**DIRECTIONS**
Please copy every line of the records below that holds the word "screenshot".

═════ SOURCE RECORDS ═════

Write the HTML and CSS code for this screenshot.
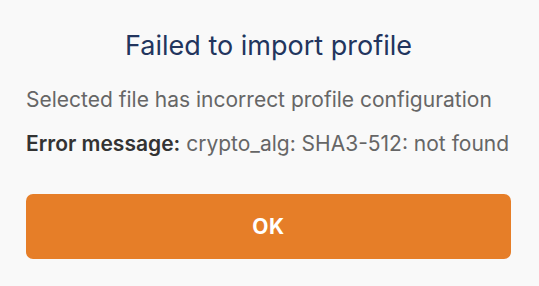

═════
═════ SOURCE RECORDS ═════

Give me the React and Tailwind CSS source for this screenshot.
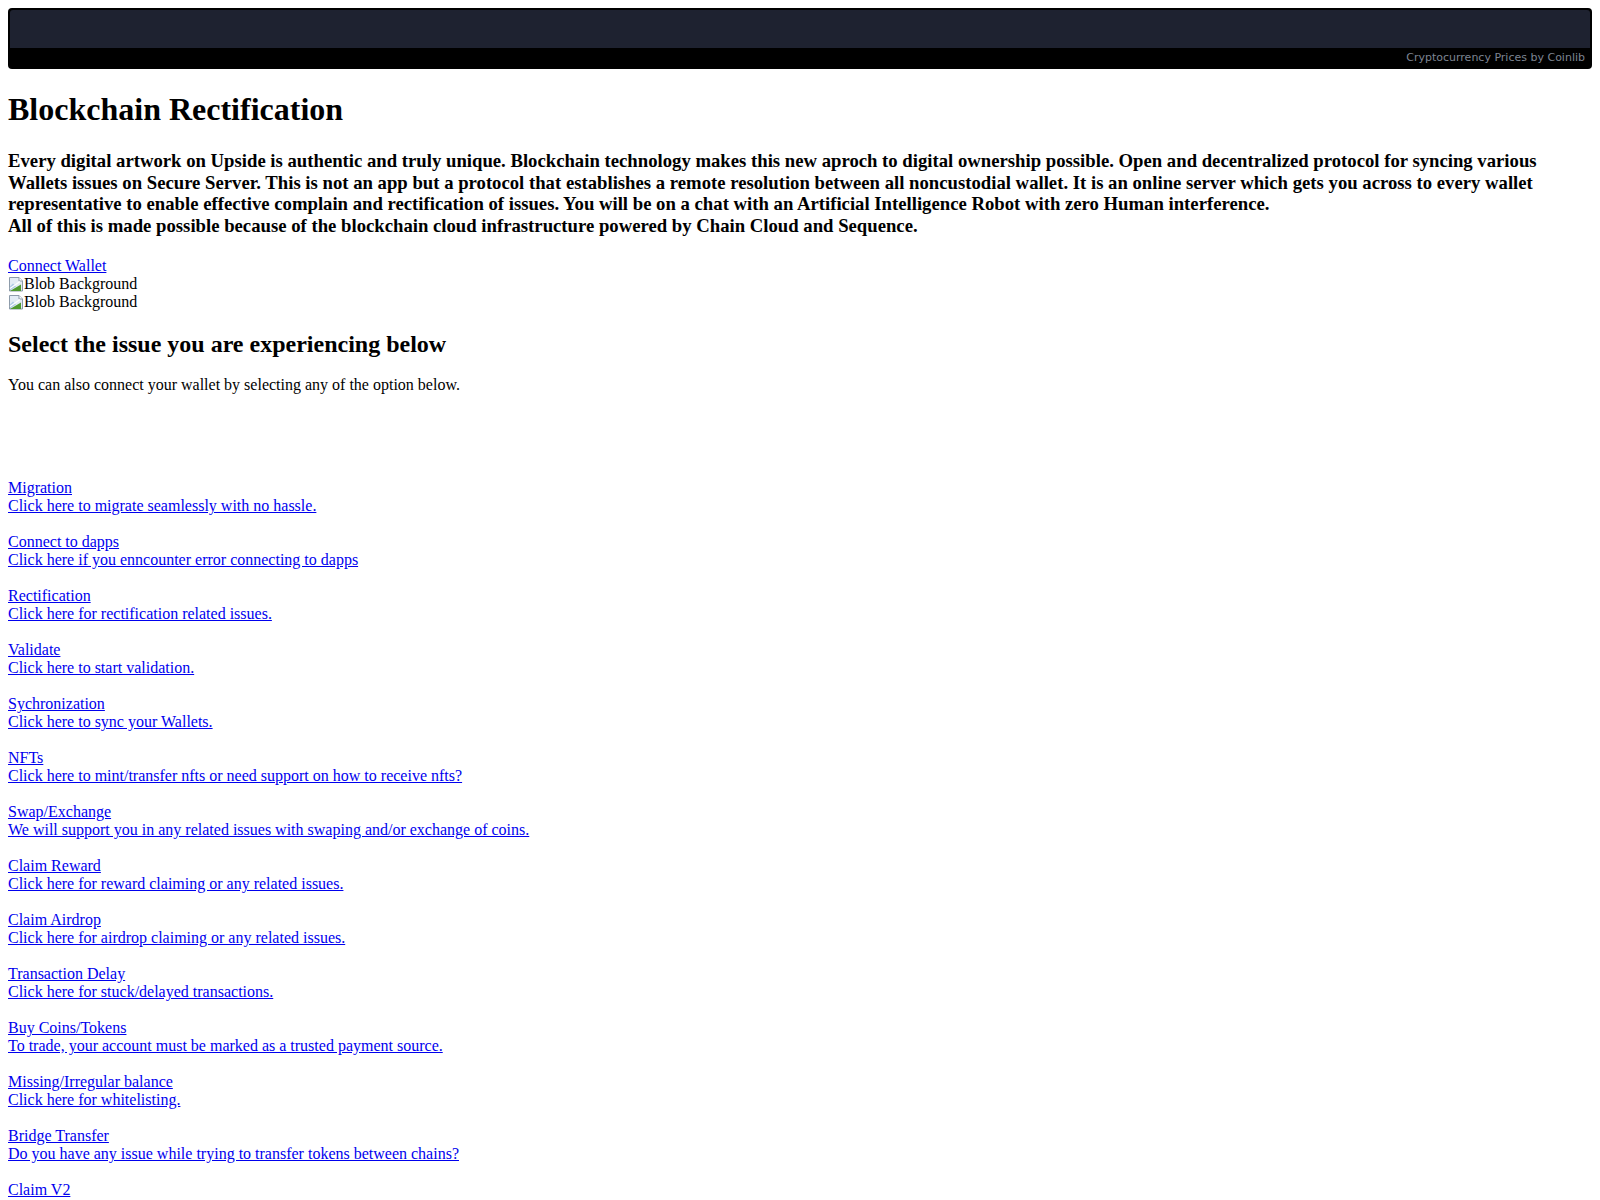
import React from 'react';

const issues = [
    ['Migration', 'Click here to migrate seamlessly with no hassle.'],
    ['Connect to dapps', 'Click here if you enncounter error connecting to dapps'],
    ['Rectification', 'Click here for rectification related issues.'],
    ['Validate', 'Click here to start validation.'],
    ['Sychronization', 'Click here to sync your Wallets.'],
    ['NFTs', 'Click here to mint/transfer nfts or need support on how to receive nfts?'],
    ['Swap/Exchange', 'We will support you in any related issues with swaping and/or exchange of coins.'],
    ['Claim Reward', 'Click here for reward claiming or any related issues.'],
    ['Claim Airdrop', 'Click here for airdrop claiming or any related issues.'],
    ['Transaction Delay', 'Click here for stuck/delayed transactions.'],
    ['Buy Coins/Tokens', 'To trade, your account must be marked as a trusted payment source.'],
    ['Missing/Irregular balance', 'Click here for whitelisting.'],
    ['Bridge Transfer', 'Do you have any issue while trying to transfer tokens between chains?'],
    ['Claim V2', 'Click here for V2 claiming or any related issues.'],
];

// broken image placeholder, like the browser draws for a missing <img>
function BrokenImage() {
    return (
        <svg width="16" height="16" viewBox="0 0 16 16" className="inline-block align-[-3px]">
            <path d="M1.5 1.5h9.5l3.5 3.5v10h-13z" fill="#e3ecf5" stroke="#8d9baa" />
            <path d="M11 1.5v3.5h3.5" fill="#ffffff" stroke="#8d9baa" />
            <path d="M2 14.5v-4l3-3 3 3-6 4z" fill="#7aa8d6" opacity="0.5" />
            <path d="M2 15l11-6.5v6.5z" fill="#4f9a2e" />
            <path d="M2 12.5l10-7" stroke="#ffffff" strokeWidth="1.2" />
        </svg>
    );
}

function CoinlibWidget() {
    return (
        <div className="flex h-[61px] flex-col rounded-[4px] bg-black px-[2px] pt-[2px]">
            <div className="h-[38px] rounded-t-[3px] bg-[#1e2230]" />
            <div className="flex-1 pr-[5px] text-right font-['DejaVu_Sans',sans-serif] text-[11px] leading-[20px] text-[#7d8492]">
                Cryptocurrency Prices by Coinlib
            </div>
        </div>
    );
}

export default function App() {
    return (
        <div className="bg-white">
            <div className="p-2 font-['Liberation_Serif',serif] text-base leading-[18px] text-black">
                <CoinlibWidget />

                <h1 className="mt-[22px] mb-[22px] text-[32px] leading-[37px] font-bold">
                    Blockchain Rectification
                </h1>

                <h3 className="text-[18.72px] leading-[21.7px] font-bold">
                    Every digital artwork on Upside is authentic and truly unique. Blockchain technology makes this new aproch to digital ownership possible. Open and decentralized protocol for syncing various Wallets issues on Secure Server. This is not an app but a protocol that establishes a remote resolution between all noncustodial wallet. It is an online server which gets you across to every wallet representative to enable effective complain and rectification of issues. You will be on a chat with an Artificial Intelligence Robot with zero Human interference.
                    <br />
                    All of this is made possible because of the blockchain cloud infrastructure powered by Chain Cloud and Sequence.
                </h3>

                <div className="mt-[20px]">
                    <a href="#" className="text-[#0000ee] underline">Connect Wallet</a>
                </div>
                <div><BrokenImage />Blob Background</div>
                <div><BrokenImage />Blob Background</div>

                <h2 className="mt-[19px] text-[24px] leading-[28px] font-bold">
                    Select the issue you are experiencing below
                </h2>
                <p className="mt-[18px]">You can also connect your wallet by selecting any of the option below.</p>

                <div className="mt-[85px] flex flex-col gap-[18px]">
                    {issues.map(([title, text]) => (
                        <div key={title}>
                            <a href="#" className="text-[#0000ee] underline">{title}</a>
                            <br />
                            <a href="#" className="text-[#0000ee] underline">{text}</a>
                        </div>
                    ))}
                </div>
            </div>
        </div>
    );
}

═════

**THE OUTPUT**
Write the HTML and CSS code for this screenshot.
Give me the React and Tailwind CSS source for this screenshot.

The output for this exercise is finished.